Longer term, the geopolitical environment in the Middle East suggests persistent tail risks. Structural energy transitions and changing alliance formations will coexist with episodic kinetic escalations. Asset allocators that explicitly price regime-shift probability—rather than relying on mean-reversion expectations—will be better positioned to manage drawdowns and capture opportunities when volatility subsides.
FAQ
Q: How do past ground operations compare, in scale, to a likely US deployment today?
A: Past benchmarks include the 2007 Iraq surge (peak ≈170,000 US troops, CRS 2008) and the 1990–1991 Gulf War deployment (≈540,000 US personnel deployed).
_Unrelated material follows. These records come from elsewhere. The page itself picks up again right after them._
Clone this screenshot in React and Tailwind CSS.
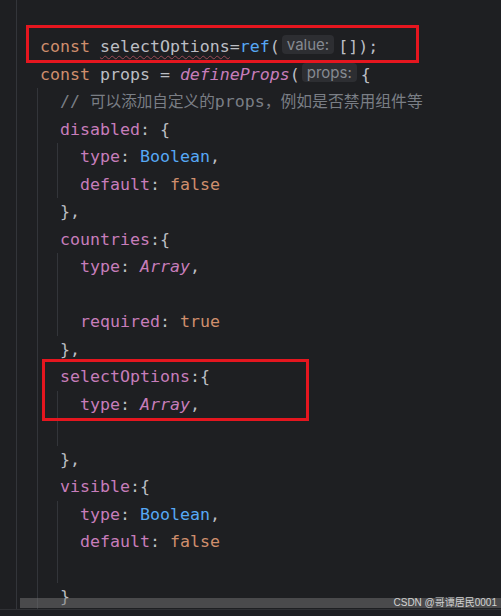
import React from "react";

const mono = { fontFamily: '"DejaVu Sans Mono", "Noto Sans CJK SC", monospace' };

function Line({ children }) {
  return <div className="h-[27.5px] leading-[27.5px] whitespace-pre">{children}</div>;
}

function Block({ children }) {
  return <div className="ml-[-3px] border-l border-[#33353a] pl-[22px]">{children}</div>;
}

const K = ({ children }) => <span className="text-[#cf8e6d]">{children}</span>;
const P = ({ children }) => <span className="text-[#c77dbb]">{children}</span>;
const B = ({ children }) => <span className="text-[#56a8f5]">{children}</span>;
const I = ({ children }) => <span className="italic text-[#c77dbb]">{children}</span>;

function Hint({ children }) {
  return (
    <span className="inline-flex items-center h-[19px] px-[5px] ml-[2px] mr-[4px] rounded-[4px] bg-[#2d2e32] text-[#868a91] text-[15px] leading-none align-[2px] font-['Inter',sans-serif]">
      {children}
    </span>
  );
}

export default function App() {
  return (
    <div className="relative w-[501px] h-[616px] bg-[#1e1f22] overflow-hidden text-[16.6px] text-[#bcbec4]" style={mono}>
      <div className="ml-[16px] h-[609px] border-l border-[#33353a] pt-[33px] pl-[23px] overflow-hidden">
        <Line>
          <K>const</K> <span className="underline decoration-wavy decoration-[#9c4a55] decoration-1 underline-offset-[3px]">selectOptions</span>=<B>ref</B>(<Hint>value:</Hint>[]);
        </Line>
        <Line>
          <K>const</K> props = <I>defineProps</I>(<Hint>props:</Hint>{"{"}
        </Line>
        <Block>
          <Line>
            <span className="text-[#7a7e85]">
              // <span className="text-[15.6px]">可以添加自定义的</span>props<span className="text-[15.8px]">，例如是否禁用组件等</span>
            </span>
          </Line>
          <Line>
            <P>disabled</P>: {"{"}
          </Line>
          <Block>
            <Line>
              <P>type</P>: <B>Boolean</B>,
            </Line>
            <Line>
              <P>default</P>: <K>false</K>
            </Line>
          </Block>
          <Line>{"},"}</Line>
          <Line>
            <P>countries</P>:{"{"}
          </Line>
          <Block>
            <Line>
              <P>type</P>: <I>Array</I>,
            </Line>
            <Line> </Line>
            <Line>
              <P>required</P>: <K>true</K>
            </Line>
          </Block>
          <Line>{"},"}</Line>
          <Line>
            <P>selectOptions</P>:{"{"}
          </Line>
          <Block>
            <Line>
              <P>type</P>: <I>Array</I>,
            </Line>
            <Line> </Line>
          </Block>
          <Line>{"},"}</Line>
          <Line>
            <P>visible</P>:{"{"}
          </Line>
          <Block>
            <Line>
              <P>type</P>: <B>Boolean</B>,
            </Line>
            <Line>
              <P>default</P>: <K>false</K>
            </Line>
            <Line> </Line>
          </Block>
          <Line>{"}"}</Line>
          <Line> </Line>
        </Block>
      </div>
      <div className="h-[7px] border-t border-[#2f3034] bg-[#1e1f22]" />

      {/* highlight boxes */}
      <div className="absolute left-[26px] top-[25px] w-[393px] h-[38px] border-[3px] border-[#e5161f]" />
      <div className="absolute left-[42px] top-[359px] w-[267px] h-[62px] border-[3px] border-[#e5161f]" />

      {/* horizontal scrollbar + watermark */}
      <div className="absolute left-[20px] top-[598px] w-[481px] h-[10px] bg-[#767676]/50 flex items-center justify-end pr-[4px]">
        <span className="text-[10px] leading-none text-[#d2d2d2] font-['Liberation_Sans','Noto_Sans_CJK_SC',sans-serif]">
          CSDN @哥谭居民0001
        </span>
      </div>
    </div>
  );
}
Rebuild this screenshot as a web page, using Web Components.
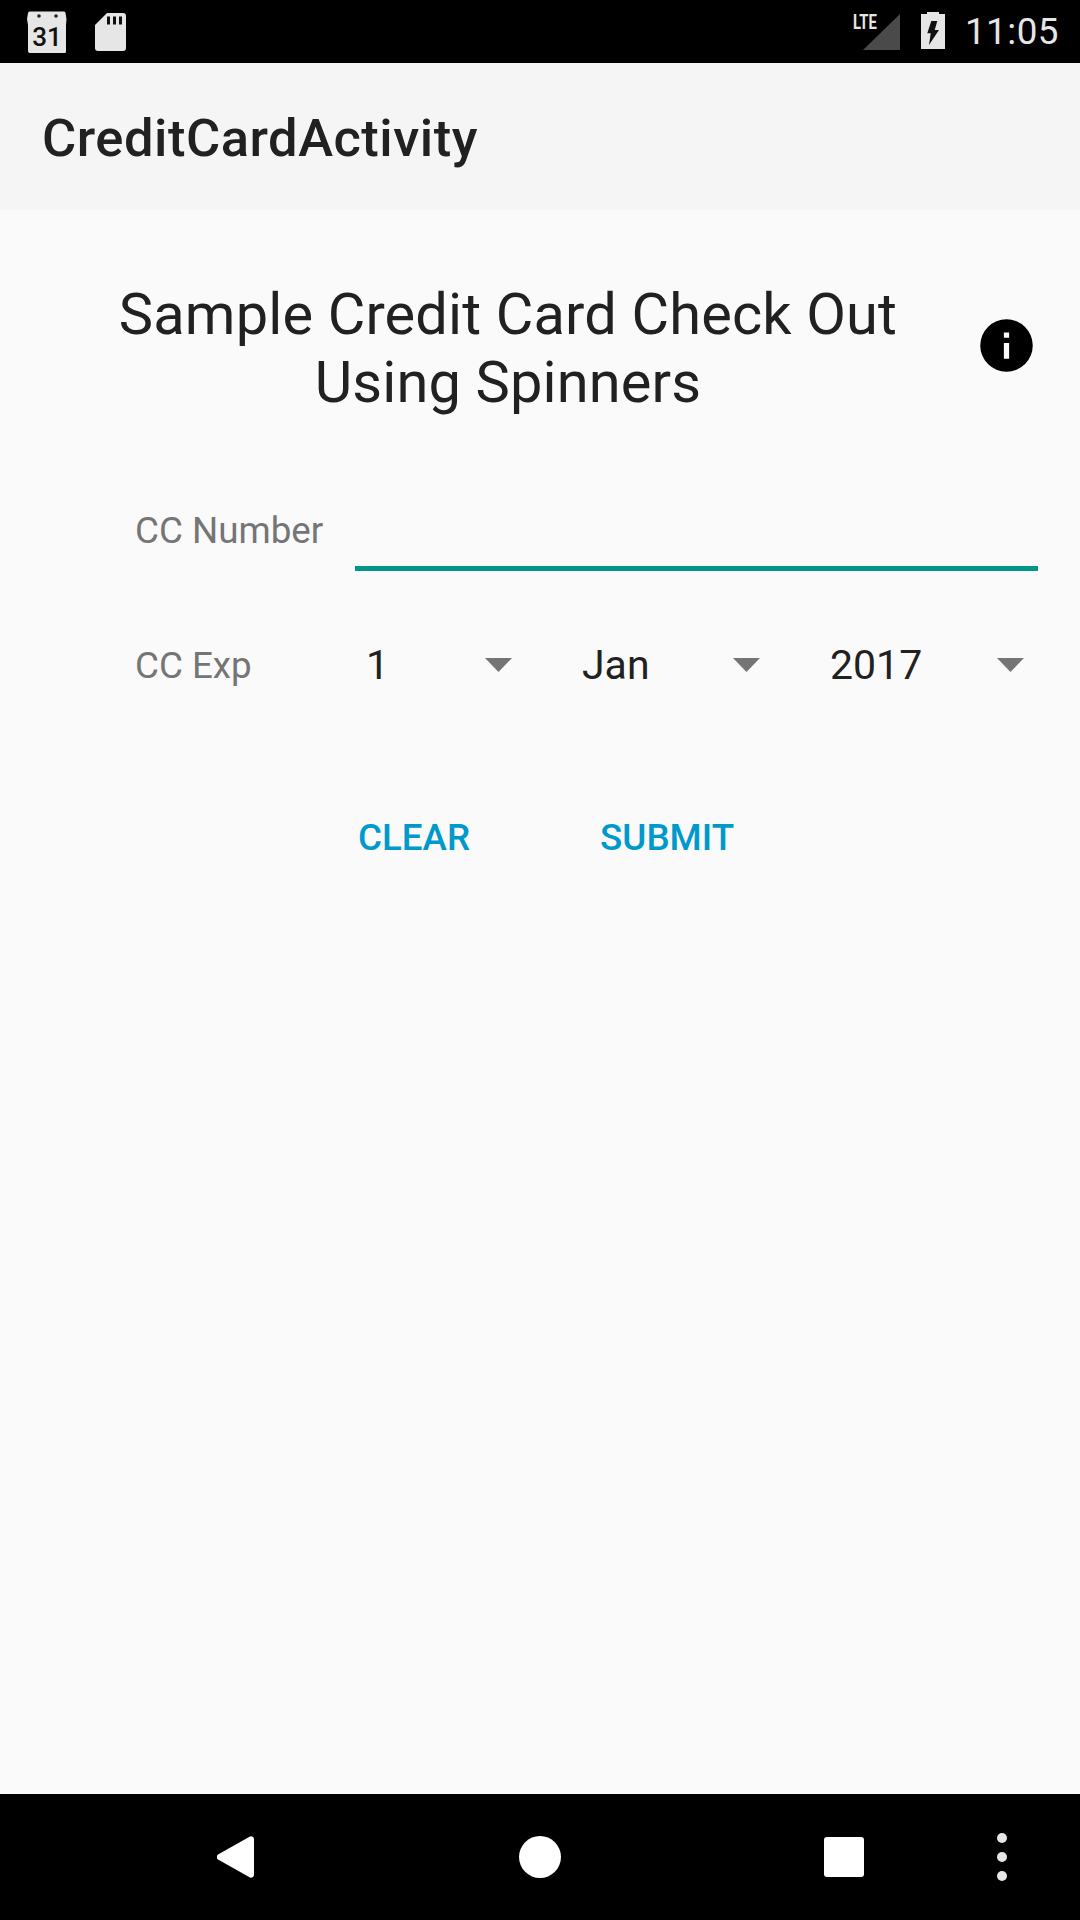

Contemporary constraints—political appetite, forward basing, and partner capabilities—make a large-scale repeat less likely in the near term, but mission creep remains the principal risk to larger-scale mobilization.
Q: What is the probable short-term impact on oil prices if ground operations are authorized?
A: Short-lived, narrowly scoped ground actions historically generate immediate risk premia in oil markets; the magnitude is a function of perceived supply-disruption risk. Institutional planners should prepare for elevated volatility and higher hedging costs for the coming weeks, with sustained price elevation contingent on whether physical infrastructure or export routes are threatened.
Bottom Line
Reports that the US is weighing ground operations in the Middle East raise material cross-asset risks that scale non-linearly with force size and duration; outcomes hinge on mission scope, partner commitments and the political will to sustain operations. Institutional investors should prioritize scenario analysis that emphasizes duration and liquidity stress testing.
Disclaimer: This article is for informational purposes only and does not constitute investment advice.